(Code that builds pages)
--

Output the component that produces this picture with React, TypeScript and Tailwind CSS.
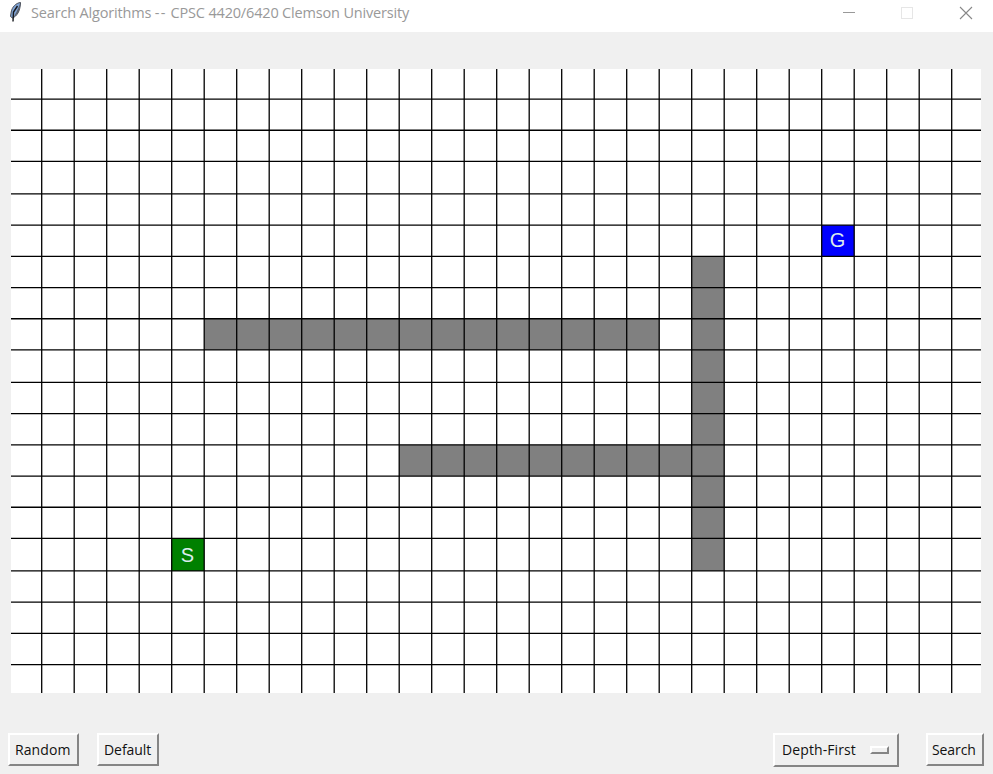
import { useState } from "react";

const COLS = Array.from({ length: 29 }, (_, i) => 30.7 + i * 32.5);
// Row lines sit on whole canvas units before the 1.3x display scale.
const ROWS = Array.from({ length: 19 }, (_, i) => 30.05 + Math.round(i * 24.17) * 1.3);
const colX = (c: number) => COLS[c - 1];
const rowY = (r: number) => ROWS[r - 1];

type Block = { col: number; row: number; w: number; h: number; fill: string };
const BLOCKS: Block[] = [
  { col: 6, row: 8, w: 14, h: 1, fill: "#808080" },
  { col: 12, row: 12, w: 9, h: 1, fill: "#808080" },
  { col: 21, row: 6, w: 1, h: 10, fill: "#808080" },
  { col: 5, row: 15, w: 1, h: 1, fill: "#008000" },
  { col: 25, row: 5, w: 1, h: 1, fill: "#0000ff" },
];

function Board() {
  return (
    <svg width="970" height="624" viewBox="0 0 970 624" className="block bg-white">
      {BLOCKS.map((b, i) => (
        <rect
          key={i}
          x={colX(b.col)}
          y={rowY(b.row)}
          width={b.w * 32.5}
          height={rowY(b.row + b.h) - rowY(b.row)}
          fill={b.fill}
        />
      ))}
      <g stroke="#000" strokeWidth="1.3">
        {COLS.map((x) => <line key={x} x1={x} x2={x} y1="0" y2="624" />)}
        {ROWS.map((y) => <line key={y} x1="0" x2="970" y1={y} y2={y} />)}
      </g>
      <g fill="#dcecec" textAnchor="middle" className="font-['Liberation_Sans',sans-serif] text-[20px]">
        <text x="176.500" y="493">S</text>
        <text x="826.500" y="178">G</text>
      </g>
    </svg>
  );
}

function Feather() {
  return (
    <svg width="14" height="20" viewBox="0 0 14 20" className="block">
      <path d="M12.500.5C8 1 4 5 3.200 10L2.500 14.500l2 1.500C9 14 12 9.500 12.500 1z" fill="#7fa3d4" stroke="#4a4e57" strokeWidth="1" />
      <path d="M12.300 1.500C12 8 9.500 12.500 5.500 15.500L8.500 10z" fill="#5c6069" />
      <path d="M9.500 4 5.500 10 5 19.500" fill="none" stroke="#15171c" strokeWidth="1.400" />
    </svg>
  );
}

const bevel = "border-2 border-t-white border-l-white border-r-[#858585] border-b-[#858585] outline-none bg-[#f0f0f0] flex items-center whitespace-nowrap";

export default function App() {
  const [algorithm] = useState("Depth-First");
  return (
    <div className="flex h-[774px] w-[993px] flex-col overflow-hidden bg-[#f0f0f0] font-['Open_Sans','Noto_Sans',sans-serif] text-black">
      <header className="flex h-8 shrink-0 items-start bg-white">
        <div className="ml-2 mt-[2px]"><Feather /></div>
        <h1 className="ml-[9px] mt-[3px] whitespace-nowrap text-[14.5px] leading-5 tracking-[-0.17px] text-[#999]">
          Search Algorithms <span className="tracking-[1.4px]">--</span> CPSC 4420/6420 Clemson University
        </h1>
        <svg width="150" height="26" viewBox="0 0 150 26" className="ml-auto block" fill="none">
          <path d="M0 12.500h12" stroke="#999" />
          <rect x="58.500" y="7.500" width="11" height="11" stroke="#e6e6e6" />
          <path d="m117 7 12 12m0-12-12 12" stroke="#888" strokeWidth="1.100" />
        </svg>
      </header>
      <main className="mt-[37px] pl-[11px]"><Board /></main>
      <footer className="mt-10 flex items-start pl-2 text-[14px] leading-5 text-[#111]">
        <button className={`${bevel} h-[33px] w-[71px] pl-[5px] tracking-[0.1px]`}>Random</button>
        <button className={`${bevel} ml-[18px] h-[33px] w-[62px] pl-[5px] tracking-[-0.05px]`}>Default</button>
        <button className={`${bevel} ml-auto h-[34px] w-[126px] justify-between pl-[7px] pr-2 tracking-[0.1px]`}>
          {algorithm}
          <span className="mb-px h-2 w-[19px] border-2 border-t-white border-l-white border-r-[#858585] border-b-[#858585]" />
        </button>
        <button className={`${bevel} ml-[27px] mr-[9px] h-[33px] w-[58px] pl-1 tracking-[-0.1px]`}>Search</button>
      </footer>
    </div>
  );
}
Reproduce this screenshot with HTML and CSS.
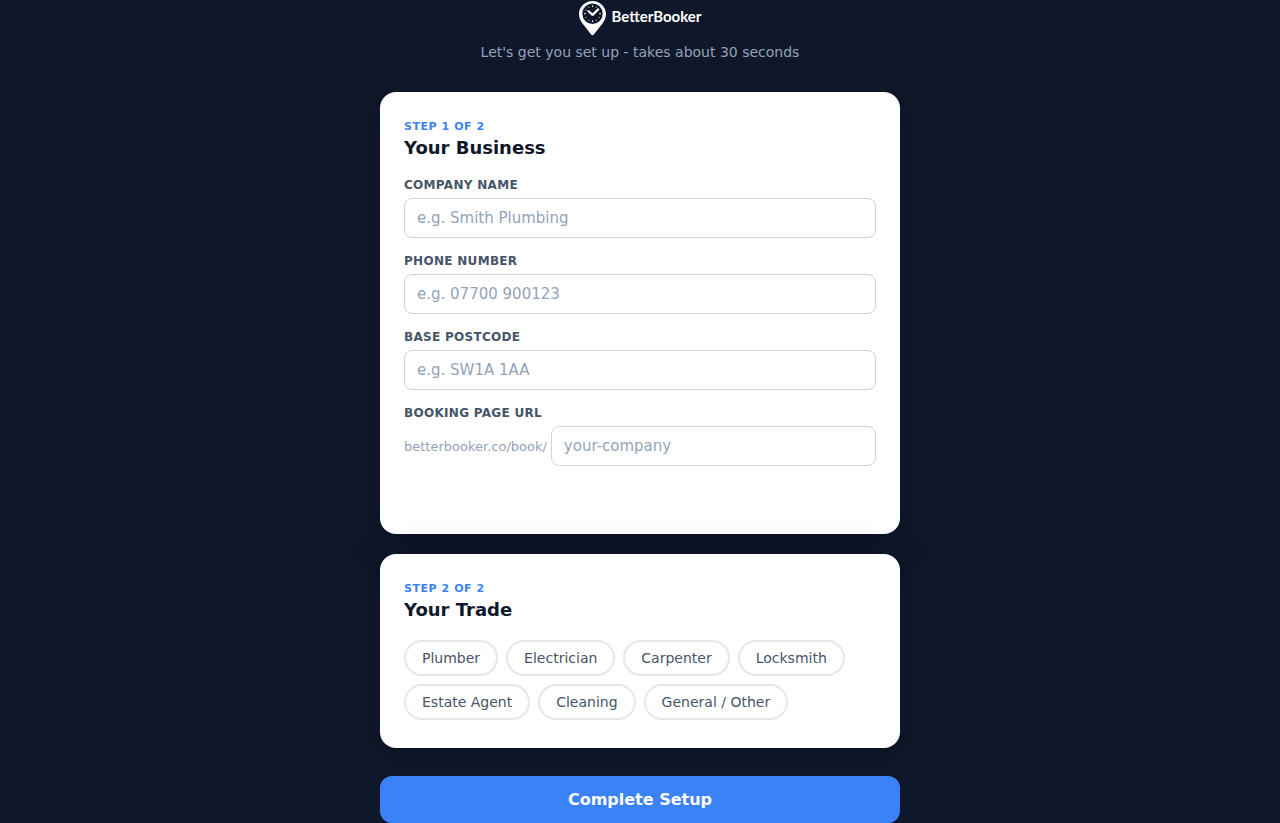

--

[WHAT NEEDS TO BE DONE] Pick out the lines containing the string "this" and show them.

[TASK ANSWER]
Output the component that produces this picture with React, TypeScript and Tailwind CSS.
Reproduce this screenshot with HTML and CSS.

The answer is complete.